Where revenue attribution gets messy
There are a few places where businesses should expect some ambiguity.
Branded search can blur attribution because SEO may have influenced awareness earlier, even if the final click looks branded. Multi-touch journeys also complicate clean attribution. A prospect may find you through organic search, leave, return through direct traffic, and call a week later. If your model is too rigid, SEO loses credit it helped earn.
Offline behavior creates another issue. A customer may search, visit your location, and never submit a trackable lead form. That is still revenue influenced by SEO.
This is why the goal is not perfect attribution. The goal is decision-grade attribution. You need enough clarity to invest intelligently, spot bottlenecks, and make confident decisions.
What good looks like
A business that has connected SEO to revenue can answer a few practical questions without guessing.

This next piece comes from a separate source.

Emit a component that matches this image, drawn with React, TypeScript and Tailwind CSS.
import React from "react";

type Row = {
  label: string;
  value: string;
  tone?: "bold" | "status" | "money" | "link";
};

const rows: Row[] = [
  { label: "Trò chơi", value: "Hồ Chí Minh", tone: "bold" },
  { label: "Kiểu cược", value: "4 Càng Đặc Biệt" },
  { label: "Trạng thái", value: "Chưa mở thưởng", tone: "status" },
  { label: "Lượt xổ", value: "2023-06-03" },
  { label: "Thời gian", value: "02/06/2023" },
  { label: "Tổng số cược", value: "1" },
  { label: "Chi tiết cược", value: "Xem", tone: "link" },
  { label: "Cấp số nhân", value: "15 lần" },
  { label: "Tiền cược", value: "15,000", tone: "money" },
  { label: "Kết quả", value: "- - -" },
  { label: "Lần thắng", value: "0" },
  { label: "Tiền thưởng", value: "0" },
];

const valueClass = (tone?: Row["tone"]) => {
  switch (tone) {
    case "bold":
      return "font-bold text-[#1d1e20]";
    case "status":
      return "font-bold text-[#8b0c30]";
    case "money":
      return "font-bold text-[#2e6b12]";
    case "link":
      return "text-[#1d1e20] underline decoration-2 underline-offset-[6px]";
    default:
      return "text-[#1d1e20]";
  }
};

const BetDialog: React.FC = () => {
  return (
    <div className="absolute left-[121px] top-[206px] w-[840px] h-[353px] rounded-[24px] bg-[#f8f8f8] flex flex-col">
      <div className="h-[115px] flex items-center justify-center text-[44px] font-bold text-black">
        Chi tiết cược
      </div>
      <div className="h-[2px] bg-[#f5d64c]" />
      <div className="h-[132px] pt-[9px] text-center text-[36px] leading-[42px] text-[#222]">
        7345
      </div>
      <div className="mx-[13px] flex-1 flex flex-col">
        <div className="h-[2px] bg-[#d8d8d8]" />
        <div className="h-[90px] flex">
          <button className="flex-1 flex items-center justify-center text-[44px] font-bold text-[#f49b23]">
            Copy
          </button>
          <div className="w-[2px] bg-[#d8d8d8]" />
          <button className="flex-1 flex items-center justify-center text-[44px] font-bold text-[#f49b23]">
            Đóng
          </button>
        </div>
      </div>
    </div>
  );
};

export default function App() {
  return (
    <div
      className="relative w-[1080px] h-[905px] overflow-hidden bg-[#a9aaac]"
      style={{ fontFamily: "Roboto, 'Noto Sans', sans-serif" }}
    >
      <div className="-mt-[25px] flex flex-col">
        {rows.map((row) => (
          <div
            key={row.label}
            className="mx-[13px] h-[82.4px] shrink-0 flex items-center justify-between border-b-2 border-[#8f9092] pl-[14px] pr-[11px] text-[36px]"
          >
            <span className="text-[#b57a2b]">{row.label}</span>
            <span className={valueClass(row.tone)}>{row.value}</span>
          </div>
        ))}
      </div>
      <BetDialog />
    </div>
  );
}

Which service pages generate qualified leads? Which cities produce the best close rates? Which keywords bring calls instead of casual visits? How much pipeline did organic search create this quarter? Where are technical issues suppressing revenue potential?
Those answers change how growth gets managed. SEO stops being judged on whether a graph went up and starts being judged on whether it produced profitable demand.
That is the shift most local businesses need. Not more dashboards. Not more abstract traffic wins. A tighter system. Better attribution. Pages built for intent. Reporting leadership can trust.
If your SEO cannot connect to revenue, the problem is rarely that search does not work. It is usually that the business has not yet built the measurement and conversion structure to see what search is already trying to deliver.